» Task prompt
Return each line of the listing that contains the string "this".

» Data entries
## Start

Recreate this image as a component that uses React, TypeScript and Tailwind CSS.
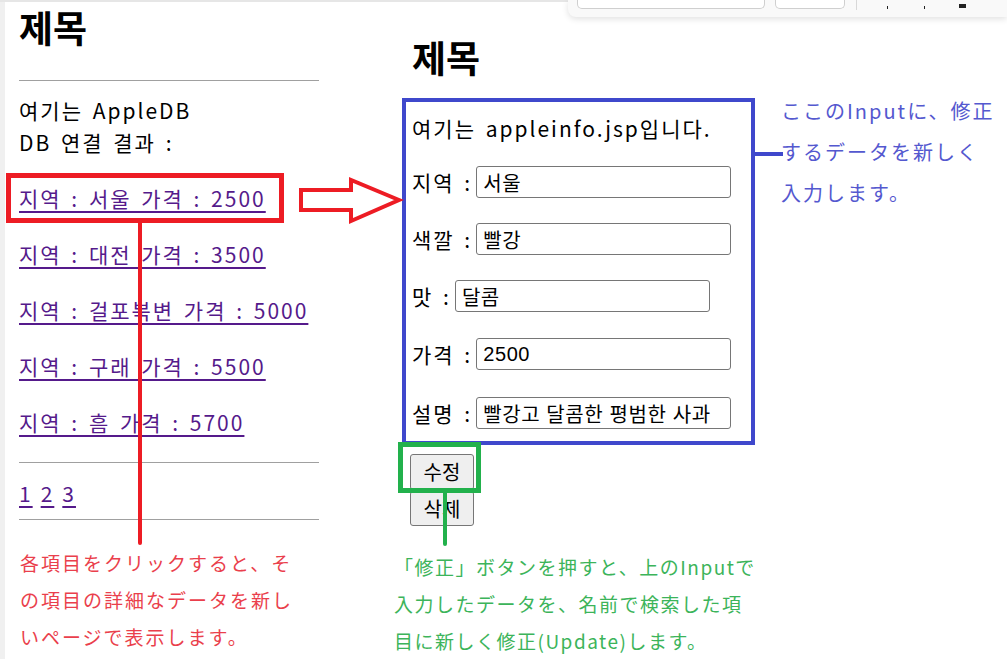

## End
## Start

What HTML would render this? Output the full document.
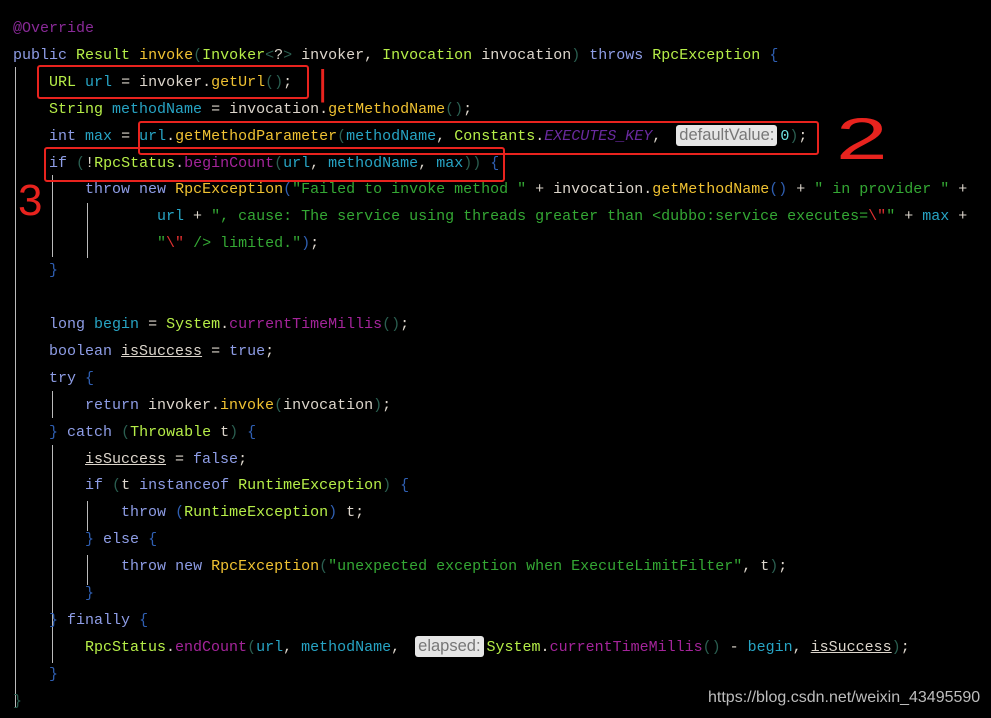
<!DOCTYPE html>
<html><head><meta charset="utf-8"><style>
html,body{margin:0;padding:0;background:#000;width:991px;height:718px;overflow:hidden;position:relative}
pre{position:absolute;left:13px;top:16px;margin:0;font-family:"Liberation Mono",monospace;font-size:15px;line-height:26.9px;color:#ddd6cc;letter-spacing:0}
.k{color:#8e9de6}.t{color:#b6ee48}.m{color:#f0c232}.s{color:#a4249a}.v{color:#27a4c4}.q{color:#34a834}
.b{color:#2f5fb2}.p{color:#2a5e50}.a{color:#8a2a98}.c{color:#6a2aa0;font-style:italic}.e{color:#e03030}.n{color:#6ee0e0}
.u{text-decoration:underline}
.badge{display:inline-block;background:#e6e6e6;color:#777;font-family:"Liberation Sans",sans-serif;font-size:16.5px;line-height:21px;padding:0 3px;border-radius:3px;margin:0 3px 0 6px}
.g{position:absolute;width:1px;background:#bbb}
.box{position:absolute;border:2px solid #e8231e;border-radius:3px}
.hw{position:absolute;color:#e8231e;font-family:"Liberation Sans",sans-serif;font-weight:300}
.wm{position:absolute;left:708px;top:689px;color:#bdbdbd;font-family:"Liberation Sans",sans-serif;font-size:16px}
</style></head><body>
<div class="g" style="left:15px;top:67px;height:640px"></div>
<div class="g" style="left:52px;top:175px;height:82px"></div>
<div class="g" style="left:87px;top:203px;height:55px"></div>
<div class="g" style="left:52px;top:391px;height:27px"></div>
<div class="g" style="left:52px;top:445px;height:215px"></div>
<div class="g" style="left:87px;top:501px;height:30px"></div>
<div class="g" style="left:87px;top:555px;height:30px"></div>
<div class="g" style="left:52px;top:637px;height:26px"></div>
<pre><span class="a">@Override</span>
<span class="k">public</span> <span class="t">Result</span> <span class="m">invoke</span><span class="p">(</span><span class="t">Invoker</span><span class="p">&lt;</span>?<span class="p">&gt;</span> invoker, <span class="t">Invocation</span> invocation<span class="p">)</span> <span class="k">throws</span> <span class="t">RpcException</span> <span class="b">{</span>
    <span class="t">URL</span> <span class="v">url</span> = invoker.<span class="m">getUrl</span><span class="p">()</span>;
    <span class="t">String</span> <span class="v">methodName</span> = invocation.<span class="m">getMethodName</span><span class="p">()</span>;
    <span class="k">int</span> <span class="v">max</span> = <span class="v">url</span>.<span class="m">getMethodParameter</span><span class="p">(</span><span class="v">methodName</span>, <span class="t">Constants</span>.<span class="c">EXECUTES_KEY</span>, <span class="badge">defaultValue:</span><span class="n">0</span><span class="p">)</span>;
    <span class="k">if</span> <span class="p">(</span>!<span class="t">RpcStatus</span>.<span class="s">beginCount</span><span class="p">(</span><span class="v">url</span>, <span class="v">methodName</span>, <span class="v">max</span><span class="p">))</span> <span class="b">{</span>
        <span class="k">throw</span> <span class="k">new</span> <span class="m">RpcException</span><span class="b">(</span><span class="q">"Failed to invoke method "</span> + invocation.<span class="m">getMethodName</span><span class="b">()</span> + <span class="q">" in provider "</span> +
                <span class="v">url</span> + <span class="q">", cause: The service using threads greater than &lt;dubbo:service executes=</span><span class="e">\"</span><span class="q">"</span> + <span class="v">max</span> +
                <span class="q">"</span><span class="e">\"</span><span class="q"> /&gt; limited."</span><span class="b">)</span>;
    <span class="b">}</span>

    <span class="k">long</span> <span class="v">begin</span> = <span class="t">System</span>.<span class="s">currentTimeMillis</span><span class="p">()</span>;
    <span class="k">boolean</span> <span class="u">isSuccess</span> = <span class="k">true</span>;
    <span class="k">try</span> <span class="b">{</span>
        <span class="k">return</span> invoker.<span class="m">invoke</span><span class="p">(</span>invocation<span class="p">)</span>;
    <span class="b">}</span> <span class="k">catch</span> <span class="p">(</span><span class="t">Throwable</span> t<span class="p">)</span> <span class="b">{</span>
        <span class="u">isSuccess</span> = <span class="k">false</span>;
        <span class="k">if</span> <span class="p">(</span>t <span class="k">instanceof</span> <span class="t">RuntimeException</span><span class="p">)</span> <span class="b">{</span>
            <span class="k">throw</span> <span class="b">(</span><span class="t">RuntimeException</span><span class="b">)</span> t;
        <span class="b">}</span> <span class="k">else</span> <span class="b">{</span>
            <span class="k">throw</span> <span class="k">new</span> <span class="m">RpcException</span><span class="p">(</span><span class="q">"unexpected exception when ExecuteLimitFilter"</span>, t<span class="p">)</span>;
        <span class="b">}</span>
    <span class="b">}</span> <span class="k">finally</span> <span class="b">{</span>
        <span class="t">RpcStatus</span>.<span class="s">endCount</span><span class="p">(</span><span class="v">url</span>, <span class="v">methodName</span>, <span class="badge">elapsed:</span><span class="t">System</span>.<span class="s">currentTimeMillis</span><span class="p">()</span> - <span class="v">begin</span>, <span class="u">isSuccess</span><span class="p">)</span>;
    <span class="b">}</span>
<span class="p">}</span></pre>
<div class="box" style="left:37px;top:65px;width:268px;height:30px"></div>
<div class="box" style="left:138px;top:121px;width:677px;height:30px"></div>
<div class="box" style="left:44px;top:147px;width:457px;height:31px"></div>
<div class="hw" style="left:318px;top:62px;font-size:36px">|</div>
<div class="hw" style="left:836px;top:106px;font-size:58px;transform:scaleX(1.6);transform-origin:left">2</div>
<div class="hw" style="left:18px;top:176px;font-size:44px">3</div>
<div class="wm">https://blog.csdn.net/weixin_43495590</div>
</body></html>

## End

» Reply to the exercise
Recreate this image as a component that uses React, TypeScript and Tailwind CSS.
What HTML would render this? Output the full document.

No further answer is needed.